A unique issue related to language was accents: one of the secondary characters from Shanghai had blond hair and said his father is from China and his mother is Australian–and his way of speaking Chinese sounded different to me than everyone else in what must have been an Australian accent that probably was hilarious to Chinese ears. Yet the humor was lost on me. He just sounded different from everyone else.

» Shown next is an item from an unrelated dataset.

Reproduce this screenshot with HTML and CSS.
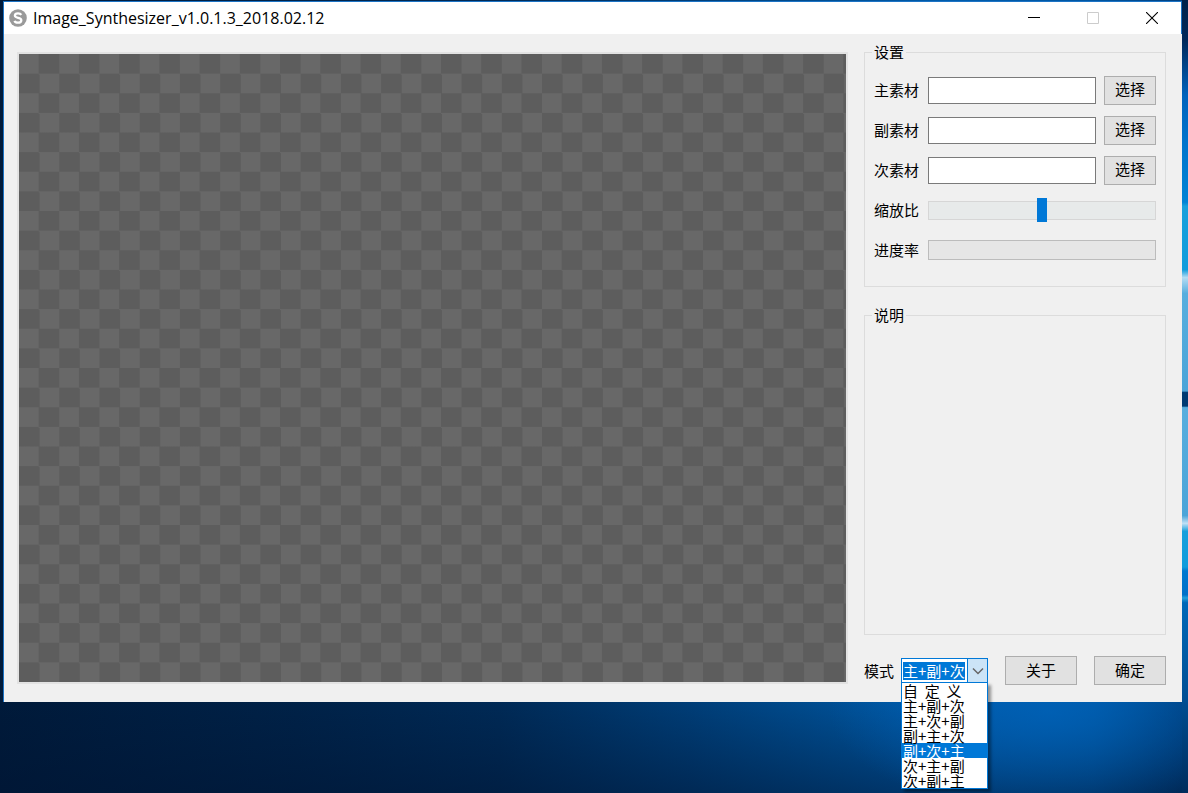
FILE: index.html
```html
<!DOCTYPE html>
<html lang="zh-CN">
<head>
  <meta charset="UTF-8">
  <title>Image_Synthesizer</title>
  <link rel="stylesheet" href="styles.css">
</head>
<body>

<div class="window">
  <header class="titlebar">
    <svg class="logo" viewBox="0 0 18 18" aria-hidden="true">
      <circle cx="9" cy="9" r="8.8" fill="#9a9a9a"></circle>
      <path d="M12.3 5.9C11.6 4.7 10.4 4.3 9 4.3C7.2 4.3 5.9 5.1 5.9 6.6C5.9 9.800 12.3 8 12.3 11.2C12.3 12.8 10.9 13.7 9 13.7C7.4 13.7 6 13.1 5.5 11.8" fill="none" stroke="#fff" stroke-width="2.3"></path>
    </svg>
    <h1 class="title">Image_Synthesizer_v1.0.1.3_2018.02.12</h1>
    <button class="win-btn" type="button" aria-label="最小化">
      <svg viewBox="0 0 12 12"><path d="M0 5.5h12" stroke="#000"></path></svg>
    </button>
    <button class="win-btn" type="button" aria-label="最大化" disabled>
      <svg viewBox="0 0 12 12"><path d="M.5.5h11v11H.5z" fill="none" stroke="#ccc"></path></svg>
    </button>
    <button class="win-btn" type="button" aria-label="关闭">
      <svg viewBox="0 0 12 12"><path d="M0 0L12 12M12 0L0 12" stroke="#000" stroke-width="1.1"></path></svg>
    </button>
  </header>

  <main class="content">
    <div class="preview"></div>

    <form class="side">
      <fieldset class="group settings">
        <legend>设置</legend>
        <div class="row">
          <label for="main-src">主素材</label>
          <input class="field" id="main-src" type="text">
          <button class="btn" type="button">选择</button>
        </div>
        <div class="row">
          <label for="second-src">副素材</label>
          <input class="field" id="second-src" type="text">
          <button class="btn" type="button">选择</button>
        </div>
        <div class="row">
          <label for="third-src">次素材</label>
          <input class="field" id="third-src" type="text">
          <button class="btn" type="button">选择</button>
        </div>
        <div class="row">
          <label for="scale">缩放比</label>
          <input class="slider" id="scale" type="range" min="0" max="100" value="50">
        </div>
        <div class="row">
          <label for="rate">进度率</label>
          <progress class="progress" id="rate" max="100" value="0"></progress>
        </div>
      </fieldset>

      <fieldset class="group notes">
        <legend>说明</legend>
      </fieldset>

      <div class="actions">
        <label class="mode-label" for="mode">模式</label>
        <div class="combo">
          <input class="combo-text" id="mode" type="text" value="主+副+次">
          <button class="combo-arrow" type="button" aria-label="展开">
            <svg viewBox="0 0 12 12"><path d="M1 3.5L6 8.5L11 3.5" fill="none" stroke="#666" stroke-width="1.5"></path></svg>
          </button>
          <select class="combo-list" size="7" aria-label="模式">
            <option>自&nbsp;&nbsp;定&nbsp;&nbsp;义</option>
            <option>主+副+次</option>
            <option>主+次+副</option>
            <option>副+主+次</option>
            <option class="hot">副+次+主</option>
            <option>次+主+副</option>
            <option>次+副+主</option>
          </select>
        </div>
        <button class="btn wide" type="button">关于</button>
        <button class="btn wide" type="button">确定</button>
      </div>
    </form>
  </main>
</div>

</body>
</html>
```

FILE: styles.css
```css
* {
  box-sizing: border-box;
}

/* desktop wallpaper: window light down the right edge, glow below */
body {
  display: flex;
  margin: 0;
  height: 100vh;
  padding: 1px 6px 91px 3px;
  color: #000;
  font: 15px/20px "Noto Sans CJK SC", sans-serif;
  background:
    linear-gradient(#00214a 0, #00285a 5%, #0062bc 12%, #0074cc 18%, #0083d5 25.5%, #18a0dc 26%, #109cdc 34%, #b4dcf4 35%, #58aede 37%, #4ba4d8 49.3%, #003a72 49.5%, #003a72 51.2%, #58aede 51.4%, #4ba4d8 65%, #c0e0f6 66%, #18a0dc 67%, #109cdc 71.5%, #0078d0 72%, #0070c8 75%, #20a0dc 75.4%, #0068b8 76%, #004f94 88%, #002c5c 100%) right top / 6px 100% no-repeat,
    radial-gradient(ellipse 220px 100px at 1050px 712px, rgba(0, 98, 184, 0.8), rgba(0, 86, 160, 0)),
    linear-gradient(rgba(0, 20, 50, 0) 700px, rgba(0, 20, 50, 0.5) 100%),
    linear-gradient(90deg, #001a3a 0, #002248 25%, #002a56 42%, #003e78 58%, #004f94 70%, #005cac 80%, #0056a2 92%, #003e7c 100%);
}

button, input, select {
  margin: 0;
  color: inherit;
  font: inherit;
}

.window {
  display: flex;
  flex: 1;
  flex-direction: column;
  border-top: 1px solid #1c73c4;
  border-left: 1px solid #1c73c4;
  background: #f0f0f0;
}

.titlebar {
  display: flex;
  align-items: center;
  height: 32px;
  padding-left: 5px;
  border-right: 1px solid #1c73c4;
  background: #fff;
}

.logo {
  width: 18px;
  height: 18px;
}

.title {
  flex: 1;
  margin: 0 0 0 6px;
  font: 400 16px/20px "Open Sans", "Noto Sans", sans-serif;
}

.win-btn {
  display: flex;
  align-items: center;
  justify-content: center;
  width: 59px;
  height: 30px;
  padding: 0;
  border: 0;
  background: none;
}

.win-btn svg {
  width: 12px;
  height: 12px;
}

.content {
  display: grid;
  flex: 1;
  grid-template-columns: 1fr 302px;
  gap: 16px;
  padding: 8px 16px 17px 13px;
}

/* 41 x 32 transparency squares */
.preview {
  margin: 10px 0 1px;
  border: 2px solid #e2e2e2;
  background: conic-gradient(#5d5d5d 25%, #686868 0 50%, #5d5d5d 0 75%, #686868 0) 0 0 / calc(100% * 2 / 41.1) calc(100% * 2 / 32);
  background-origin: padding-box;
}

.side {
  display: flex;
  flex-direction: column;
}

.group {
  min-width: 0;
  margin: 0;
  padding: 8px 9px 16px;
  border: 1px solid #dcdcdc;
}

.group legend {
  margin-left: -2px;
  padding: 0 2px;
}

.notes {
  flex: 1;
  margin-top: 18px;
}

.row {
  display: flex;
  align-items: center;
  height: 40px;
}

.row label {
  width: 54px;
}

.field {
  flex: 1;
  min-width: 0;
  height: 27px;
  margin-right: 8px;
  padding: 0 4px;
  border: 1px solid #7a7a7a;
  background: #fff;
}

.btn {
  width: 52px;
  height: 29px;
  padding: 0 0 2px;
  border: 1px solid #adadad;
  background: #e1e1e1;
}

.slider {
  flex: 1;
  min-width: 0;
  height: 24px;
  appearance: none;
  background: none;
}

.slider::-webkit-slider-runnable-track {
  height: 19px;
  border: 1px solid #d6d6d6;
  background: #e7eaea;
}

.slider::-webkit-slider-thumb {
  width: 10px;
  height: 24px;
  margin-top: -4px;
  appearance: none;
  background: #0078d7;
}

.progress {
  flex: 1;
  min-width: 0;
  height: 20px;
  appearance: none;
  border: 1px solid #bcbcbc;
  background: #e6e6e6;
}

.progress::-webkit-progress-bar {
  background: #e6e6e6;
}

.actions {
  display: flex;
  align-items: center;
  justify-content: space-between;
  margin-top: 21px;
}

.mode-label {
  margin-right: -10px;
}

.combo {
  display: flex;
  position: relative;
  align-items: center;
  width: 87px;
  height: 25px;
  padding-left: 1px;
  border: 1px solid #0078d7;
  background: #fff;
}

.combo-text {
  width: 62px;
  height: 18px;
  padding: 0;
  border: 0;
  background: #0078d7;
  color: #fff;
  line-height: 18px;
}

.combo-arrow {
  display: flex;
  align-items: center;
  justify-content: center;
  align-self: stretch;
  width: 20px;
  margin-left: auto;
  padding: 0;
  border: 0;
  border-left: 1px solid #0078d7;
  background: #cce4f7;
}

.combo-arrow svg {
  width: 12px;
  height: 12px;
}

.combo-list {
  position: absolute;
  top: 23px;
  left: -1px;
  width: 87px;
  height: 107px;
  padding: 0;
  overflow: hidden;
  border: 1px solid #0078d7;
  border-radius: 0;
  background: #fff;
  box-shadow: 3px 3px 3px rgba(0, 0, 0, 0.4);
}

.combo-list option {
  display: flex;
  align-items: center;
  height: 15px;
  min-height: 15px;
  padding: 0 1px;
}

.combo-list .hot {
  background: #0078d7;
  color: #fff;
}

.wide {
  width: 72px;
}
```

In fact, one major difference in watching this movie for me was I haven’t watched many Chinese-language films at all. And while I do watch foreign films at times, I’ve studied more than a few world languages and usually have some idea what characters are saying without the subtitles (even in Korean I recognize a little). But I’m clueless in Chinese. I feel I lost a lot of the nuance of the acting by my reliance on the subtitles, though I did appreciate the bits of English and French, and even some of the Russian in the story. But that makes me think of how strange it must be to watch an American film without speaking any English–though in fact, what happens is watchers learn some English by watching English-language movies…
As we all may be learning more Chinese if more movies like The Wandering Earth are made in the future…and I think more such movies will be made. While I doubt they will replace the US film industry, we’re going to see more speculative fiction from outside the United States, most likely…and by the way I would recommend watching this particular movie for all of you reading this, even though I wouldn’t say it was great.
If any of you saw the movie or read The Wandering Earth novella, what are your thoughts on the story? And what do you think about the future of science fiction movies produced outside of the USA?